This article was published 13/06/2011 (5250 days ago), so information in it may no longer be current.

WANASING BEACH, MAN. — On a sunny Sunday afternoon, the water licked the top of the shore but, calmed by the sun, sat in its banks.

But residents in Wanasing Beach know it won’t stay that way forever.

Over the weekend, about a dozen intrepid volunteers in the cosy community in the RM of Victoria Beach took to the banks, toting sandbags and yards of thick geotechnical fabric.

Bryan Peters says flood fight has marked a turning point for the community.
Bryan Peters says flood fight has marked a turning point for the community.

Their goal: to shape the sandbags into a protective fortress around the vulnerable sand dike that protects about 55 lakefront cottages — and more hidden in the green woods behind them — from the swollen lake’s incursions. “All it takes is a wind out of the northeast to push the waves into the dike,” said Bryan Peters, who has taken the helm of the volunteer effort. “And the dike won’t withstand much more.”

That is despite the dike being brand new. Last October, Wanasing Beach was hammered by the weather bomb that ravaged the shores of Lake Winnipeg. The province responded by building a sand dike that stretches the length of the beach — or what used to be the beach in summers when the lake hadn’t risen so high.

But now, many residents’ property lines are underwater and dozens of metres of beach are long since submerged. So when a storm struck two weeks ago, the waves devoured chunks of the sandy dike. It now wends moth-bitten along the water’s edge, eroded where the waves crashed into its walls. “It’s good for holding back water.

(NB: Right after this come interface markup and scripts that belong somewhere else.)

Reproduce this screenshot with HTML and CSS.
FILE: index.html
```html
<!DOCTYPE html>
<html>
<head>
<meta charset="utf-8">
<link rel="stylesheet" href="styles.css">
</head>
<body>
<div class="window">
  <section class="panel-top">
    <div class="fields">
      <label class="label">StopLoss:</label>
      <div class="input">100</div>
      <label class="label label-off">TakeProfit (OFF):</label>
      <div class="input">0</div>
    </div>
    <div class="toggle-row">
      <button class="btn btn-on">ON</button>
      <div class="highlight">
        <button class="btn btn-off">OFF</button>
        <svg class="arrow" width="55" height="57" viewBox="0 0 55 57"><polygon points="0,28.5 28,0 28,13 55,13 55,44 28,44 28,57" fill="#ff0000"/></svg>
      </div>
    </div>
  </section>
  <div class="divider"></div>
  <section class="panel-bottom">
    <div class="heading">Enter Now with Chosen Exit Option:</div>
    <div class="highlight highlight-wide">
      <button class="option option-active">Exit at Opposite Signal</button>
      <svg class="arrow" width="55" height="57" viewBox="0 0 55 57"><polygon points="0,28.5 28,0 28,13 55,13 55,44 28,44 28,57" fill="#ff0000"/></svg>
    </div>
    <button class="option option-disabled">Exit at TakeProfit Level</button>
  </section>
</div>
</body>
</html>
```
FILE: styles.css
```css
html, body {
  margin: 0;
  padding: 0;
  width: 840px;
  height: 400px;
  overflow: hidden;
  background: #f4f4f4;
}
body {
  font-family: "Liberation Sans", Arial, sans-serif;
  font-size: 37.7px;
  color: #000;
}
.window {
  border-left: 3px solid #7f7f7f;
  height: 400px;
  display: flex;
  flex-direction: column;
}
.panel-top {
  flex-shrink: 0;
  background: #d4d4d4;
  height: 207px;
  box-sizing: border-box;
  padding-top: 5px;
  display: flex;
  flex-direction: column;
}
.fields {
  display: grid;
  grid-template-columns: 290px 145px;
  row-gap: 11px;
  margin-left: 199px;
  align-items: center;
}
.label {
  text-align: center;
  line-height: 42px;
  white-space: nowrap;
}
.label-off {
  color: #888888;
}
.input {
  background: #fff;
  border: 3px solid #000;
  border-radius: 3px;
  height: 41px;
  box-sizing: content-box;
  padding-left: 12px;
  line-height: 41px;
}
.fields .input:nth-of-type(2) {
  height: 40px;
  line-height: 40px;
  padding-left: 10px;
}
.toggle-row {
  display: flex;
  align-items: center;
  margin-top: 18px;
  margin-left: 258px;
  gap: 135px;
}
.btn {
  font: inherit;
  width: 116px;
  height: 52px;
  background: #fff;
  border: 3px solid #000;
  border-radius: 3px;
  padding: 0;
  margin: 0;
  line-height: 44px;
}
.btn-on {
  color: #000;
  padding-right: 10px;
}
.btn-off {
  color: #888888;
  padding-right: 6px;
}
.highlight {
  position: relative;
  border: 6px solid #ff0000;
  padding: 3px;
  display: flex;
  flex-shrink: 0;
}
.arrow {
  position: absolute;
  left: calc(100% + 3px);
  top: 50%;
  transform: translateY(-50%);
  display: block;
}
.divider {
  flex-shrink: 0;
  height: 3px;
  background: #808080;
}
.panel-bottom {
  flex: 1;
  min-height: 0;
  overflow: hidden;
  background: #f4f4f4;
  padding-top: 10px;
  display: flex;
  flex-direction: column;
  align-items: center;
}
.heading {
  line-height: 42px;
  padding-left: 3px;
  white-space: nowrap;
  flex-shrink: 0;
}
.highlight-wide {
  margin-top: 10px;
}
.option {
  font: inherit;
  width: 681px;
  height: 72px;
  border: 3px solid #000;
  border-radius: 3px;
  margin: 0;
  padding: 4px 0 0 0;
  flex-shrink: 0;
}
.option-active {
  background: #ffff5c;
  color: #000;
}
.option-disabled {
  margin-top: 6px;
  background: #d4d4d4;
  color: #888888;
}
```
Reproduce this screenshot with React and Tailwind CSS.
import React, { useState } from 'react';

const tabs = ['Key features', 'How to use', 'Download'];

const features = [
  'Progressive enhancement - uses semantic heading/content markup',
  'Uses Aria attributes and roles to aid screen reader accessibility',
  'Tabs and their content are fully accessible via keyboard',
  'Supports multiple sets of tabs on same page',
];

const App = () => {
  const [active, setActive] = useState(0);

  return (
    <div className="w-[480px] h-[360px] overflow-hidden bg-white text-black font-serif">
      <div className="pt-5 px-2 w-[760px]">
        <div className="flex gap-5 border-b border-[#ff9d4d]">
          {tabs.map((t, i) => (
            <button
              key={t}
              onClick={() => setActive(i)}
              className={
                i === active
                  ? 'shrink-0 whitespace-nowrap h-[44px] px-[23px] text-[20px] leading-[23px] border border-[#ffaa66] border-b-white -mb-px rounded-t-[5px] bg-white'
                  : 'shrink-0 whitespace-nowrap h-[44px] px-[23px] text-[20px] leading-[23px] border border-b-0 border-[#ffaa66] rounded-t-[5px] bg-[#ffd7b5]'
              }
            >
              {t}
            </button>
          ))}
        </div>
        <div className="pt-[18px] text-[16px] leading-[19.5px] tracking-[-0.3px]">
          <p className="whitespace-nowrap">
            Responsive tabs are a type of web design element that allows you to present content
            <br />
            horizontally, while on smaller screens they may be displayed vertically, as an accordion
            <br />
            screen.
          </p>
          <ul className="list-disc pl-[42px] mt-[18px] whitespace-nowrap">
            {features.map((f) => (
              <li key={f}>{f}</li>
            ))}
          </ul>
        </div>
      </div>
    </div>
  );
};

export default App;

It’s not good for holding back waves,” Peters said.

And cottagers fear that if the wind picks up, then worse damage could be on the way. “If we don’t have help, we could end up like Delta Beach,” said one cottager, who frets about the future of the home her family has held there for over 50 years.

For Peters, the president of the Wanasing Beach Cottagers Association, the flood fight of 2011 has marked a turning point for the community. Many residents in Wanasing Beach are seniors, he said, and the close-knit crowd used to devote most of its organizational energy to planning games for kids at summer picnics.

Now, these same cottagers are learning to fight a flood. It hasn’t always been easy, Peters said, but by Sunday afternoon the group had hit its stride. The sandbag wall against the dike sat 15 rows deep while about a dozen neighbours rolled up their sleeves to press the bags into place. That wall will help stop angry waves from eating the dike away when the next storm comes, they hope.

photos by TREVOR HAGAN / WINNIPEG FREE PRESS 
Residents work together to reinforce a dike at Wanasing Beach, which faces towards Traverse Bay on Lake Winnipeg.
photos by TREVOR HAGAN / WINNIPEG FREE PRESS Residents work together to reinforce a dike at Wanasing Beach, which faces towards Traverse Bay on Lake Winnipeg.

Wanasing Beach cottagers plan to continue the sandbagging effort next week. Volunteers are welcome, Peters said, as the scope of the work may yet prove a challenge — but volunteers will do whatever it takes to save their homes, they said.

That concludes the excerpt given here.